Sam Thomas: We continue to look for ways to manufacture our products more effectively, use lower cost materials or provide higher value.

Bill Kroll: We have a very active Six Sigma and Six Sigma Lean program at Matheson and we’re using those programs to drive all sorts of costs out of our business, so when we do have to increase prices because our costs are rising, we make sure it’s the lowest amount that it can be.

What can GAWDA do to strengthen the relationship you have with distributors?

Sam Thomas: I think GAWDA does a good job, particularly through the forums that get manufacturers and distributors together.

John Stropki: Providing networking opportunities at a Spring Management Conference or an Annual Convention is a very significant part of GAWDA’s role.

Sam Thomas: Meetings that get good attendance and allow interaction to take place face-to-face are very effective for manufacturers to be able to see a large number of distributors at once. And I think it helps to give manufacturers opportunities to make presentations about topics that are of interest to distributors.
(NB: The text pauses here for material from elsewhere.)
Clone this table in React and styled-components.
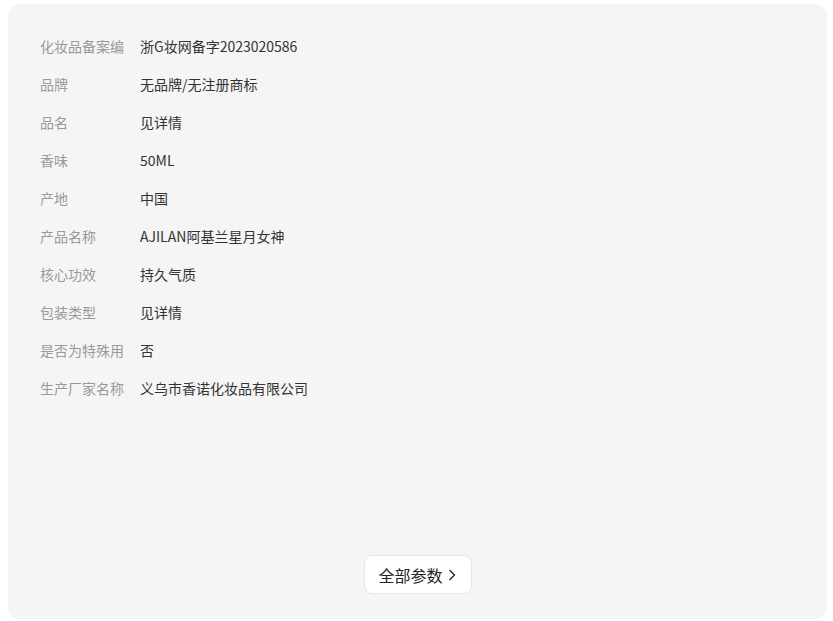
import styled, { createGlobalStyle } from "styled-components";

const GlobalStyle = createGlobalStyle`
  html, body {
    margin: 0;
    padding: 0;
    background: #ffffff;
    font-family: "Noto Sans CJK SC", "Noto Sans", sans-serif;
  }
`;

const params = [
  ["化妆品备案编", "浙G妆网备字2023020586"],
  ["品牌", "无品牌/无注册商标"],
  ["品名", "见详情"],
  ["香味", "50ML"],
  ["产地", "中国"],
  ["产品名称", "AJILAN阿基兰星月女神"],
  ["核心功效", "持久气质"],
  ["包装类型", "见详情"],
  ["是否为特殊用", "否"],
  ["生产厂家名称", "义乌市香诺化妆品有限公司"],
];

const App = () => {
  return (
    <>
      <GlobalStyle />
      <Panel>
        <ParamList>
          {params.map(([label, value]) => (
            <ParamRow key={label}>
              <Label>{label}</Label>
              <Value>{value}</Value>
            </ParamRow>
          ))}
        </ParamList>
        <Footer>
          <MoreButton>
            全部参数
            <svg width="12" height="14" viewBox="0 0 12 14" fill="none">
              <path d="M3.5 2 L8.5 7 L3.5 12" stroke="#222" strokeWidth="1.3" />
            </svg>
          </MoreButton>
        </Footer>
      </Panel>
    </>
  );
};

export default App;

const Panel = styled.div`
  box-sizing: border-box;
  margin: 4px 6px 0 8px;
  height: 615px;
  background: #f5f5f5;
  border-radius: 12px;
  padding: 23px 32px 25px;
  display: flex;
  flex-direction: column;
`;

const ParamList = styled.div`
  display: flex;
  flex-direction: column;
`;

const ParamRow = styled.div`
  display: flex;
  align-items: center;
  height: 38px;
  font-size: 14px;
`;

const Label = styled.span`
  width: 100px;
  flex-shrink: 0;
  color: #999999;
  white-space: nowrap;
`;

const Value = styled.span`
  color: #333333;
`;

const Footer = styled.div`
  margin-top: auto;
  display: flex;
  justify-content: center;
`;

const MoreButton = styled.button`
  box-sizing: border-box;
  display: flex;
  align-items: center;
  gap: 3px;
  height: 39px;
  padding: 0 13px 0 13px;
  margin-left: 1px;
  background: #ffffff;
  border: 1px solid #e6e6e6;
  border-radius: 8px;
  font-family: "Noto Sans CJK SC", "Noto Sans", sans-serif;
  font-size: 16px;
  color: #222222;
  cursor: pointer;
`;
John Stropki: I think there’s value in providing best-in-class distribution discussions that extend beyond just welding distribution, i.e., what are other channels doing that address some of the challenges that our industry faces? GAWDA can be a facilitator for that.

James E. Cline: Overall, I believe that over the last three years, the exchange of information between GAWDA and the manufacturers has gotten significantly better and the interaction between the manufacturers and the distributors through the GAWDA relationship has been much stronger.

W&GT: Long may that continue! Thank you all for your insights.